### Stated goal
Can you pull out each line of the data below that includes the word "React"?

Start of Source material

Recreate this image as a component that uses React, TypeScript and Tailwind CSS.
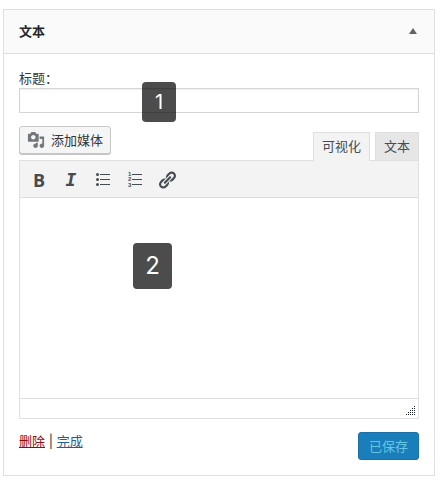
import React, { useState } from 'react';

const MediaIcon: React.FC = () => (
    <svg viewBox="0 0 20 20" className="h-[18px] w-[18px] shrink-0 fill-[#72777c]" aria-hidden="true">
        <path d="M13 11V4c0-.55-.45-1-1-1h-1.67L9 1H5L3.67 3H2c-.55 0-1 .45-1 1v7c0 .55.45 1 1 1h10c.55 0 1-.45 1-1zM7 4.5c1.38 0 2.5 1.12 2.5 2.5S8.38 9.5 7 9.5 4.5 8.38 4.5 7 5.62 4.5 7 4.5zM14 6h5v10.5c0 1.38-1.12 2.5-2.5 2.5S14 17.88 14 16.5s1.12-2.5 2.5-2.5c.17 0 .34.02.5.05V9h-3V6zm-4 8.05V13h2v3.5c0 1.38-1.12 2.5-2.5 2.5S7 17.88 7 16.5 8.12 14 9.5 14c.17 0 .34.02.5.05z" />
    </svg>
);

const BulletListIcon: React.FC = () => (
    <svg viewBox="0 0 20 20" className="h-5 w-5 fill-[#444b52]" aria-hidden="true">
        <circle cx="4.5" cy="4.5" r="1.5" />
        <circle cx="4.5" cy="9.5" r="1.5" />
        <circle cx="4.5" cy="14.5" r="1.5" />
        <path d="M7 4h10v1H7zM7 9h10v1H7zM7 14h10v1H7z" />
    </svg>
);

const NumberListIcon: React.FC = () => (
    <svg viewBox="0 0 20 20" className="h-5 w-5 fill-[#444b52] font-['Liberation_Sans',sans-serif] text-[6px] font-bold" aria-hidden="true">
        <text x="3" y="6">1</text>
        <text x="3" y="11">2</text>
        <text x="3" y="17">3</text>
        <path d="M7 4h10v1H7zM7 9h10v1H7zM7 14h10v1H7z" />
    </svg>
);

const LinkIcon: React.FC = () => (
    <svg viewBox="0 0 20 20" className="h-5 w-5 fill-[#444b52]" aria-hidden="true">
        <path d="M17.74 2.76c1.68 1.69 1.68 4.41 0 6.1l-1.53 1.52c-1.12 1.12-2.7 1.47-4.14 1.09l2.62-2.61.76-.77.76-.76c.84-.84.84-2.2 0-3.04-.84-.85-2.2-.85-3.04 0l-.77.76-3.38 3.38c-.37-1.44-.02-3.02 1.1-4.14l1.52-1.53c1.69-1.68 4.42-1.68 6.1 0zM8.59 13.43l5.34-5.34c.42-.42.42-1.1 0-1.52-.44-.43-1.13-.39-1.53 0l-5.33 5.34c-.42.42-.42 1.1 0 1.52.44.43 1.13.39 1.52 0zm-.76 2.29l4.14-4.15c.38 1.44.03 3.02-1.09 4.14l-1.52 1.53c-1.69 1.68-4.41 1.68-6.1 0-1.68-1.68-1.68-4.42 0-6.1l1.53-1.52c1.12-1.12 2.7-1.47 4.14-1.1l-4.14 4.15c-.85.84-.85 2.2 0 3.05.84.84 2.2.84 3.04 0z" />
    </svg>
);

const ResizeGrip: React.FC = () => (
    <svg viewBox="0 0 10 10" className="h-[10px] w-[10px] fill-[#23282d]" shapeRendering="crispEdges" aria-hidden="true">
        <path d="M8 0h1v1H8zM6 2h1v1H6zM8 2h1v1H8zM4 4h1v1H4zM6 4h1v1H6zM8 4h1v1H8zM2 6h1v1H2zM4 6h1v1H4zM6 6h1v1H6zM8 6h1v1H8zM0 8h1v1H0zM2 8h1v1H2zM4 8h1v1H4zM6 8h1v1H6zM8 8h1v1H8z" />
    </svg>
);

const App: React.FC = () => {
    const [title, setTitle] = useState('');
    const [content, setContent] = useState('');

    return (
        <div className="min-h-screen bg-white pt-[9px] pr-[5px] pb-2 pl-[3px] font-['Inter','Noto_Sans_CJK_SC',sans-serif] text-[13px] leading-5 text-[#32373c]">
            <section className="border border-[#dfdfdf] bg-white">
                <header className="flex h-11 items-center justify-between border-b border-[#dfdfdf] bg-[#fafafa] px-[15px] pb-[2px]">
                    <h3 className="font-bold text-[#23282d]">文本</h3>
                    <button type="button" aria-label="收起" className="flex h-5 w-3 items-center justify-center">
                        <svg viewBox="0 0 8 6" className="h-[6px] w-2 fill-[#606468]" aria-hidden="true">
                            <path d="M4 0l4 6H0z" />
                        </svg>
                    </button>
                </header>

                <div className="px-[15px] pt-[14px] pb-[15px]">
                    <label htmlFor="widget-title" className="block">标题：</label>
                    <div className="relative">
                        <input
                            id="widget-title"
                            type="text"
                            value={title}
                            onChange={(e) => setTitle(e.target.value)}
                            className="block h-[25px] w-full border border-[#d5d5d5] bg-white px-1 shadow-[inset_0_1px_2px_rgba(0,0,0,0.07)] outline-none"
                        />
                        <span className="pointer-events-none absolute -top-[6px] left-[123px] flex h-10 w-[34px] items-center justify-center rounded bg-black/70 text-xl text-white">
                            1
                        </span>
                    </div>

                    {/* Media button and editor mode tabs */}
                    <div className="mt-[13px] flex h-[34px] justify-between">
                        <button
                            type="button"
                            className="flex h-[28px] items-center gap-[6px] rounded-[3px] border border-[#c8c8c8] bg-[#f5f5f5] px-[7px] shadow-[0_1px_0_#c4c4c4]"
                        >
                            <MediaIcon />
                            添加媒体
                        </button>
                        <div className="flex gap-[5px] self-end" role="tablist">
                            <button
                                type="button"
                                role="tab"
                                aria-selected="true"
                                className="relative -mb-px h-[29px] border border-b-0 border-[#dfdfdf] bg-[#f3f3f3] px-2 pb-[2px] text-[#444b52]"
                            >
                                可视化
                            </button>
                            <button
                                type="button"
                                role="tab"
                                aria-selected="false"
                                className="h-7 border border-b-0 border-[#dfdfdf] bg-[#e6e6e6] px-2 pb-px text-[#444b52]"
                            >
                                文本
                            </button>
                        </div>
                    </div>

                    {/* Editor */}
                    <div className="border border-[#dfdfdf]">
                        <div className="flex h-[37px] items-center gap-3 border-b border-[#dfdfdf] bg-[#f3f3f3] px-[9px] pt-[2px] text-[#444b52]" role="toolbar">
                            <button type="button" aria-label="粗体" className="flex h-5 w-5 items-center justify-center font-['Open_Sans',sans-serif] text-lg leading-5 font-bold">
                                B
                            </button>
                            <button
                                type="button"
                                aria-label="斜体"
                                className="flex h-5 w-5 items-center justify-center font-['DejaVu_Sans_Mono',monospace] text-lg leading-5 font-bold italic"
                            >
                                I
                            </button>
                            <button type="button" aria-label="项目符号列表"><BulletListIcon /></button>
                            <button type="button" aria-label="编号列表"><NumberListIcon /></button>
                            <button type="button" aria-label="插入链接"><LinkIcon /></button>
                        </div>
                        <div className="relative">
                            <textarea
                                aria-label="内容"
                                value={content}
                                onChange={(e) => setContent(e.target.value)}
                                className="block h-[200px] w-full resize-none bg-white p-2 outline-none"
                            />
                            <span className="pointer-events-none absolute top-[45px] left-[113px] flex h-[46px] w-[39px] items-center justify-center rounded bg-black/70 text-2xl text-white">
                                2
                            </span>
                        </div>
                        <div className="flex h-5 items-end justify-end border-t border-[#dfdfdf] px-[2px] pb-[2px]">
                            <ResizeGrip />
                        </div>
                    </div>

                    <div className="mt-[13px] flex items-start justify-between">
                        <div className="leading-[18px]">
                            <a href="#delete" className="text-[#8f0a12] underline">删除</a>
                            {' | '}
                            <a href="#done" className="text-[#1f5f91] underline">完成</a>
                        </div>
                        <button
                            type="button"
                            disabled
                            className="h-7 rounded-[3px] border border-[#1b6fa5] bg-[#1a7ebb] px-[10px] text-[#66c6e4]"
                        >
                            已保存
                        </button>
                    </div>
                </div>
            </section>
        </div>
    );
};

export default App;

End of Source material

### Reply to the exercise
Recreate this image as a component that uses React, TypeScript and Tailwind CSS.
import React, { useState } from 'react';
const MediaIcon: React.FC = () => (
const BulletListIcon: React.FC = () => (
const NumberListIcon: React.FC = () => (
const LinkIcon: React.FC = () => (
const ResizeGrip: React.FC = () => (
const App: React.FC = () => {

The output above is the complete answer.